# Provided material

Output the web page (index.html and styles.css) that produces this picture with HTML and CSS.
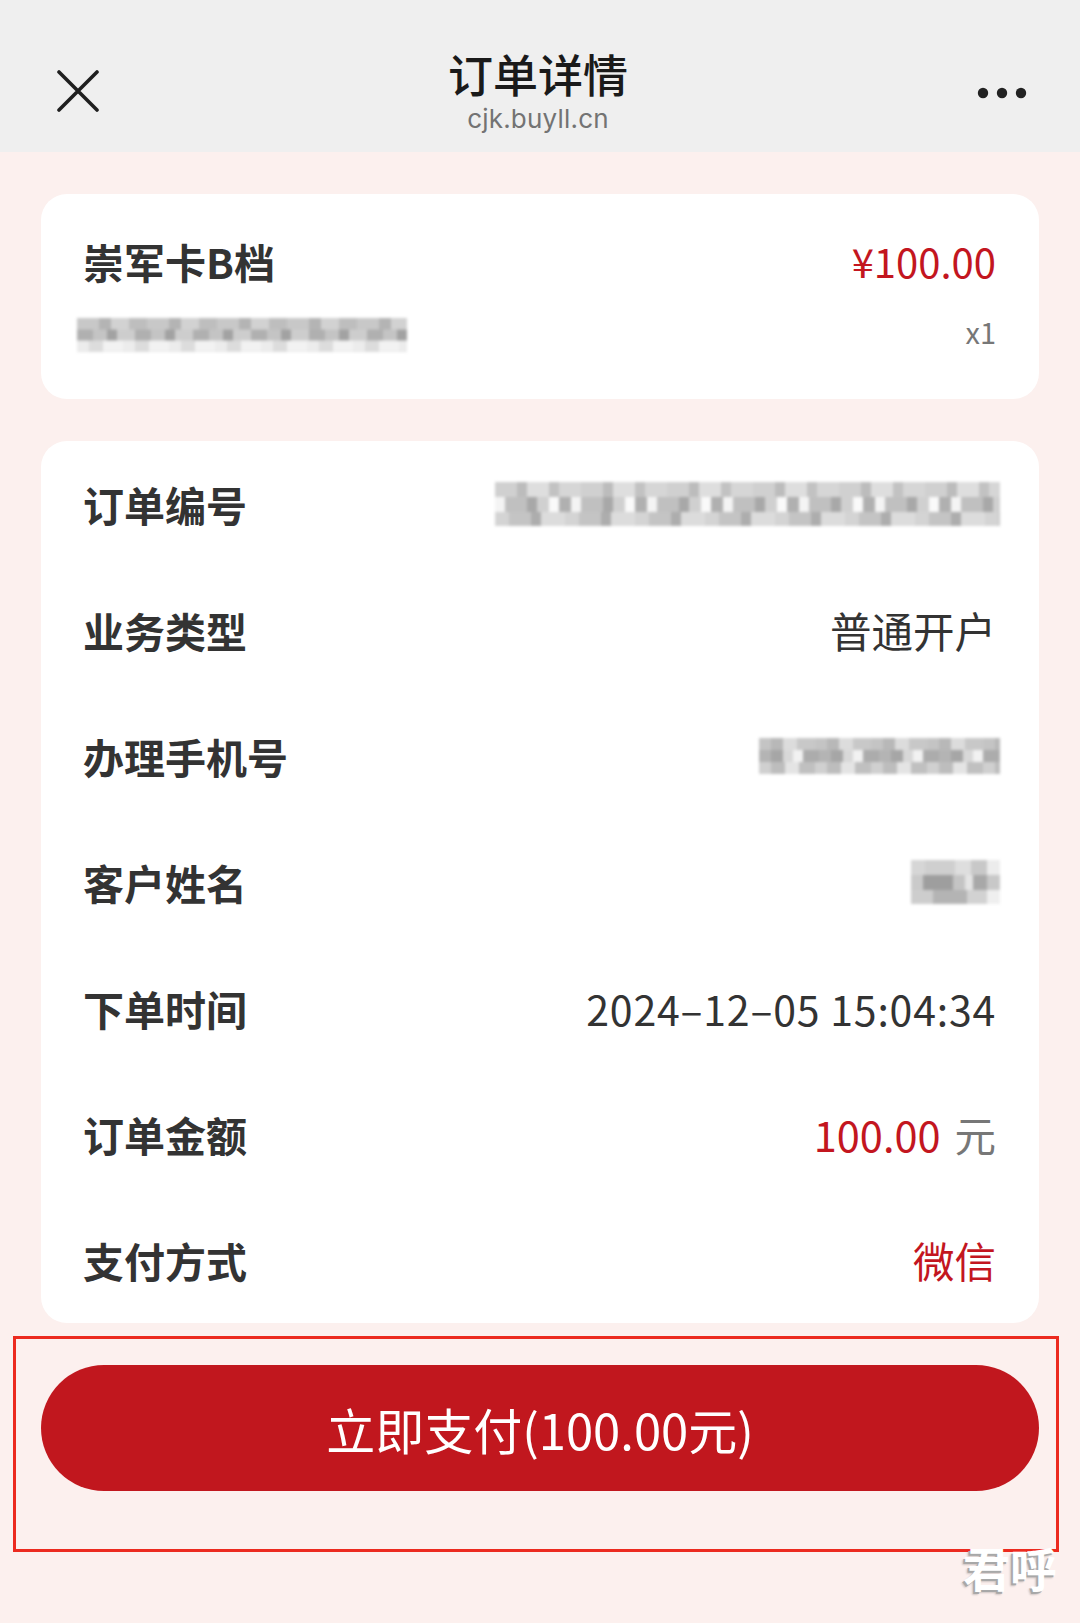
---
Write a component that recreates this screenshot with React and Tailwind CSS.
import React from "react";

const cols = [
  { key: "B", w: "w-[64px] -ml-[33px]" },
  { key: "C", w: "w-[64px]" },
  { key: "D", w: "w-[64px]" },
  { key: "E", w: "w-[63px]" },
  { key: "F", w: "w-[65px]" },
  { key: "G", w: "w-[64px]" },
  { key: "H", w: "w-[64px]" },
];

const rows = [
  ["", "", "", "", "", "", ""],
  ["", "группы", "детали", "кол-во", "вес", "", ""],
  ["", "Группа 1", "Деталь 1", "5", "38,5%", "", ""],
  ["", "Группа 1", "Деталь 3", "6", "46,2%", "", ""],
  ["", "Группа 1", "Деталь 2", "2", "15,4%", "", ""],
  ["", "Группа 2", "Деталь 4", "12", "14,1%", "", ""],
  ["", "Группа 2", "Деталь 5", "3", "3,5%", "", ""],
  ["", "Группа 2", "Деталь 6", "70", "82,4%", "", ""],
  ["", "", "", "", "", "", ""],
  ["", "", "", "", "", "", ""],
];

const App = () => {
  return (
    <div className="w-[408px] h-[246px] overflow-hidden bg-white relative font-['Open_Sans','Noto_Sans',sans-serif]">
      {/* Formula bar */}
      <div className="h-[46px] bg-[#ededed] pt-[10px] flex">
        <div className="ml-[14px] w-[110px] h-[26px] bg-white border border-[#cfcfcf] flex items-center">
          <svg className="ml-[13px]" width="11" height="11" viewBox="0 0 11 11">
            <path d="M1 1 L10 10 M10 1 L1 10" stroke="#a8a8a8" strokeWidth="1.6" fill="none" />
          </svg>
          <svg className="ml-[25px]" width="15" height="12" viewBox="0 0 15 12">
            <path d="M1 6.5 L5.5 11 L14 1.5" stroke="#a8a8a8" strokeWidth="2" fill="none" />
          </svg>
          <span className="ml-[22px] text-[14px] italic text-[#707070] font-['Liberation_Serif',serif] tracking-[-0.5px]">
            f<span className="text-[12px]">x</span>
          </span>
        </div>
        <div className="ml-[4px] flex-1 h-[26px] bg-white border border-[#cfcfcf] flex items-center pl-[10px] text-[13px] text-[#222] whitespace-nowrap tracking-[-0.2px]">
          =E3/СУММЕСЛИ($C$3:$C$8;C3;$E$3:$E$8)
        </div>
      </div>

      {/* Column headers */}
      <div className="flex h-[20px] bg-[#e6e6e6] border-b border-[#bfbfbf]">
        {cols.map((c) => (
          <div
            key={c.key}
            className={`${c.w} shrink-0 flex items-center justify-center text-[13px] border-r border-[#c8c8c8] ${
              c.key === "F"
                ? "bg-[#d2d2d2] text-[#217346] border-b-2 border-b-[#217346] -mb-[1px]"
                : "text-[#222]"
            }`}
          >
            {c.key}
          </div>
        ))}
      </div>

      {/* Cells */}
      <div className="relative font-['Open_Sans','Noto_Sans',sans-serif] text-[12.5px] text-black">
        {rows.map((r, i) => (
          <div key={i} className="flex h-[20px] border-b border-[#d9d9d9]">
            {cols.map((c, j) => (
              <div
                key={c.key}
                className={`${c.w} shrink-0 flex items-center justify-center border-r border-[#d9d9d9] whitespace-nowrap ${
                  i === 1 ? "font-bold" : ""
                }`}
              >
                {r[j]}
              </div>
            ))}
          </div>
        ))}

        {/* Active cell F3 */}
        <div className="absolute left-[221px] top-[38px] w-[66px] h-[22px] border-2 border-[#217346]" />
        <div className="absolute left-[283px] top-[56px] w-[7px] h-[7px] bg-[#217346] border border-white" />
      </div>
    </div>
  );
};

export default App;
...
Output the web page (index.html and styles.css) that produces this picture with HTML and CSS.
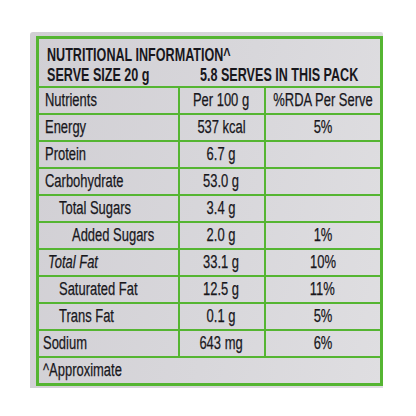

# Exercise directions
Collect from the data above every line that includes "React".

# Answer to this problem
Write a component that recreates this screenshot with React and Tailwind CSS.
import React from "react";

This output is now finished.